Ivan Vindheim was recently promoted to CEO of Norwegian fish farming giant Mowi. He’s a confident guy. Most CEOs are.

But these folks spend a lot of time in their corner offices in high rises in the city. So they lose touch with what’s happening on the ground. Or, you know, in the ocean.

As Harvard Business Review recently wrote: “Senior executives tend to be shielded from organizational problems and data; they are given limited and filtered information about their operations, employees, and customers.”

So people lie to the big bosses? Heavens no! Why would they lie to keep the boss happy? Hmmm…

Vindheim has said some pretty wild stuff lately. So he’s either clueless or not being properly briefed by his staff in BC.

Either way, the Mowi CEO is out of touch with British Columbians.

Three out of four British Columbians are worried about the damage open-net pen feedlots can do to wild salmon.

But, apparently, the CEO of Mowi doesn’t share that worry.

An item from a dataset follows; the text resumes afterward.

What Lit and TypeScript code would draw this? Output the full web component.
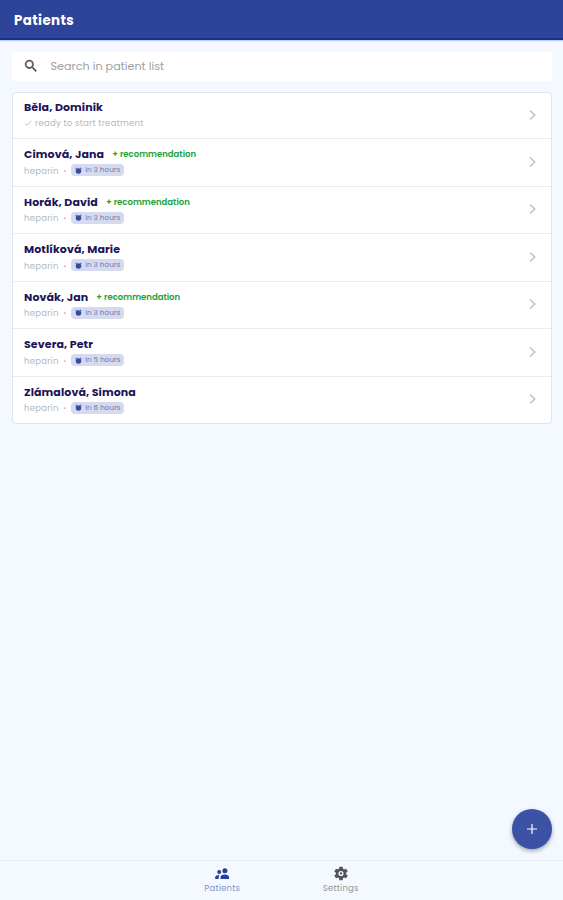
import { LitElement, html, css, svg, nothing } from "lit";
import { customElement } from "lit/decorators.js";

interface Patient {
  name: string;
  due?: string;
  recommendation?: boolean;
}

const patients: Patient[] = [
  { name: "Běla, Dominik" },
  { name: "Cimová, Jana", due: "in 3 hours", recommendation: true },
  { name: "Horák, David", due: "in 3 hours", recommendation: true },
  { name: "Motlíková, Marie", due: "in 3 hours" },
  { name: "Novák, Jan", due: "in 3 hours", recommendation: true },
  { name: "Severa, Petr", due: "in 5 hours" },
  { name: "Zlámalová, Simona", due: "in 6 hours" },
];

const icon = (name: string, size: number, box: string, body: unknown) =>
  html`<svg class="icon ${name}" width=${size} height=${size} viewBox=${box} aria-hidden="true">${body}</svg>`;

const searchIcon = icon("search-icon", 16, "0 0 24 24", svg`<path fill="currentColor" stroke="currentColor" stroke-width=".5" d="M15.5 14h-.79l-.28-.27A6.5 6.5 0 1 0 13.73 14.43l.27.28v.79l5 4.99L20.49 19zM9.5 14a4.5 4.5 0 1 1 0-9 4.5 4.5 0 0 1 0 9z"/>`);
const chevron = icon("chevron", 12, "0 0 12 12", svg`<path d="M4 1.5 8.8 6 4 10.5" fill="none" stroke="currentColor" stroke-width="1.3"/>`);
const check = icon("check", 8, "0 0 8 8", svg`<path d="M1 4.6 2.8 6.2 7.4 2" fill="none" stroke="currentColor" stroke-width=".9"/>`);
const alarm = icon("alarm", 7, "0 0 14 14", svg`<path fill="currentColor" d="M3.6.8.5 3.4l1 1.2L4.6 2zM10.4.8l3.1 2.6-1 1.2L9.4 2z"/><circle cx="7" cy="7.8" r="5.5" fill="currentColor"/>`);
const people = icon("people", 16, "0 0 16 16", svg`<g fill="currentColor"><circle cx="10.9" cy="5.3" r="2.5"/><circle cx="5.2" cy="6.5" r="2"/><path d="M6.5 13.6v-2.1c0-1.7 2.6-2.5 4.3-2.5s4.3.8 4.3 2.5v2.1zM1.2 13.6v-1.8c0-1.7 2.2-2.5 4.4-2.4-.6.6-.9 1.2-.9 2v2.2z"/></g>`);
const gear = icon("gear", 18, "0 0 24 24", svg`<path fill="currentColor" fill-rule="evenodd" d="M19.14 12.94c.04-.3.06-.61.06-.94s-.02-.64-.07-.94l2.03-1.58a.49.49 0 0 0 .12-.61l-1.92-3.32a.49.49 0 0 0-.59-.22l-2.39.96a7 7 0 0 0-1.62-.94l-.36-2.54A.48.48 0 0 0 13.92 2.4h-3.84a.47.47 0 0 0-.47.41l-.36 2.54c-.59.24-1.13.57-1.62.94l-2.39-.96a.47.47 0 0 0-.59.22L2.74 8.87a.48.48 0 0 0 .12.61l2.03 1.58c-.05.3-.09.63-.09.94s.02.64.07.94l-2.03 1.58a.49.49 0 0 0-.12.61l1.92 3.32c.12.22.37.29.59.22l2.39-.96c.5.38 1.03.7 1.62.94l.36 2.54c.05.24.24.41.48.41h3.84c.24 0 .44-.17.47-.41l.36-2.54a7 7 0 0 0 1.62-.94l2.39.96c.22.08.47 0 .59-.22l1.92-3.32a.47.47 0 0 0-.12-.61zM12 15.6a3.6 3.6 0 1 1 0-7.2 3.6 3.6 0 0 1 0 7.2z"/><circle cx="12" cy="12" r="1.6" fill="currentColor"/>`);
const plus = icon("plus", 12, "0 0 12 12", svg`<path d="M6 1v10M1 6h10" stroke="currentColor" stroke-width="1.2"/>`);

@customElement("app-root")
export class AppRoot extends LitElement {
  static styles = css`
    :host {
      display: flex;
      flex-direction: column;
      position: relative;
      height: 100vh;
      background: #f4f9ff;
      font-family: Poppins, Inter, "Noto Sans", sans-serif;
      overflow: hidden;
    }
    * { box-sizing: border-box; }
    .icon { display: block; flex: none; }
    header {
      height: 40px;
      flex: none;
      padding: 0 14px;
      display: flex;
      align-items: center;
      background: #2d4498;
      border-bottom: 2px solid #15318b;
      box-shadow: 0 1px 1px #bdcdf3;
    }
    h1 { margin: 3px 0 0; font-size: 13.4px; line-height: 18px; font-weight: 700; color: #fff; letter-spacing: 0.4px; }
    main { flex: 1; padding: 12px 11px 0 12px; }
    .search {
      height: 29px;
      display: flex;
      align-items: center;
      gap: 12px;
      padding: 0 10.5px 1px;
      background: #fff;
      color: #a0a0a0;
      font-size: 11.2px;
    }
    .search-icon { color: #4b4b4b; }
    .list {
      margin: 11px 0 0;
      padding: 0;
      list-style: none;
      background: #fff;
      border: 1px solid #dfe7ec;
      border-radius: 4px;
    }
    .row {
      height: 47.5px;
      display: flex;
      align-items: center;
      justify-content: space-between;
      padding: 0 13px 0.4px 11px;
      border-top: 1px solid #e8eced;
    }
    .row:first-child { height: 45px; border-top: 0; }
    .title { display: flex; align-items: center; height: 16px; gap: 8px; }
    .name { font-size: 11px; font-weight: 700; color: #1c1458; letter-spacing: 0.11px; white-space: nowrap; }
    .recommendation { font-size: 8.5px; font-weight: 600; color: #1ca238; white-space: nowrap; }
    .detail { display: flex; align-items: center; height: 15px; font-size: 8.5px; letter-spacing: 0.25px; color: #b6b7bf; white-space: nowrap; }
    .drug { padding-top: 2px; }
    .check { margin-right: 3px; }
    .dot { width: 12.5px; padding-top: 2px; text-align: center; font-weight: 700; }
    .due {
      display: flex;
      align-items: center;
      gap: 3px;
      width: 53px;
      height: 12px;
      padding: 0 4px;
      border-radius: 4px;
      background: #d5daef;
      color: #7079ad;
      font-size: 7.2px;
      letter-spacing: 0.05px;
    }
    .alarm { color: #354ba3; }
    .chevron { margin-bottom: 1px; color: #b9bcc1; }
    .fab {
      position: absolute;
      right: 11px;
      bottom: 51px;
      width: 40px;
      height: 40px;
      padding: 0;
      border: 0;
      border-radius: 50%;
      display: grid;
      place-items: center;
      background: #3c52a5;
      color: #fff;
      box-shadow: 0 2px 4px rgba(30, 40, 70, 0.4);
    }
    nav {
      height: 40px;
      flex: none;
      display: flex;
      justify-content: center;
      border-top: 1px solid #e6edf5;
    }
    .tab {
      width: 118.5px;
      display: flex;
      flex-direction: column;
      align-items: center;
      padding-top: 4px;
      font-size: 8.5px;
      line-height: 11px;
      letter-spacing: 0.22px;
      color: #929499;
    }
    .tab .icon { height: 17px; margin-bottom: 1px; color: #505357; }
    .tab.active { color: #8490c4; }
    .tab.active .icon { color: #263f9b; }
  `;

  private renderPatient(p: Patient) {
    return html`<li class="row">
      <div>
        <div class="title">
          <span class="name">${p.name}</span>
          ${p.recommendation ? html`<span class="recommendation">+ recommendation</span>` : nothing}
        </div>
        <div class="detail">
          ${p.due
            ? html`<span class="drug">heparin</span><span class="dot">·</span><span class="due">${alarm}<span>${p.due}</span></span>`
            : html`${check}<span class="ready">ready to start treatment</span>`}
        </div>
      </div>
      ${chevron}
    </li>`;
  }

  render() {
    return html`
      <header><h1>Patients</h1></header>
      <main>
        <div class="search">${searchIcon}<span class="placeholder">Search in patient list</span></div>
        <ul class="list">${patients.map((p) => this.renderPatient(p))}</ul>
      </main>
      <button class="fab" aria-label="Add patient">${plus}</button>
      <nav>
        <div class="tab active">${people}<span>Patients</span></div>
        <div class="tab">${gear}<span>Settings</span></div>
      </nav>
    `;
  }
}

He thinks they’re fine.

In an interview with the Norwegian publication ILAKS.NO, the new boss dismissed the idea of using closed containment pens.

Closed containment Pet puts a barrier between the feedlot salmon and wild salmon. Some use pens that sit in the ocean like a giant floating fish tank. Others are like fish tanks on land.

Experts predict that all salmon farming will be done in closed containment pens by 2030.

“Personally, I have no faith in this,” Vindheim said. “We simply can’t afford it. Nor is it proven technology, so it’s unrealistic.”

But Vindheim’s views are out of touch with reality.

After consulting with First Nations, the federal government pulled the licenses of seventeen fish farms in the Broughton Archipelago and nineteen in the Discovery Islands. The cancellations followed decades of protest and concern over sea lice and other diseases that infect wild salmon as they swim by the feedlots.

It’s also wrong to say that closed containment isn’t workable.

Innovation and change take time, but they’re happening. For example, Taste of BC Aquafarms in Nanaimo has spent years developing its land-based closed containment system to grow steelhead. The local company is now making money and preparing to expand. They were bought by Florida-based Blue Star Foods, who clearly know a good thing when they see it.

And the Danish company Atlantic Sapphire is building an on-land closed containment fish farm in Florida that produces 90,000 tonnes of salmon annually.

Mowi, formerly known as Marine Harvest, is one of the world’s biggest fish farming companies. It’s a big player in BC. Their feedlots produce 45,000 tonnes of Atlantic salmon annually.

But it’s not hard to read between the lines of the Mowi CEO’s comments—why innovate when you can stay cheap, dirty, and easy? After all, Canada doesn’t seem to care.

But we say get real, Mr. Vindheim. You might be happy to take the lazy way out, but Vancouver Islanders and the oceans demand better.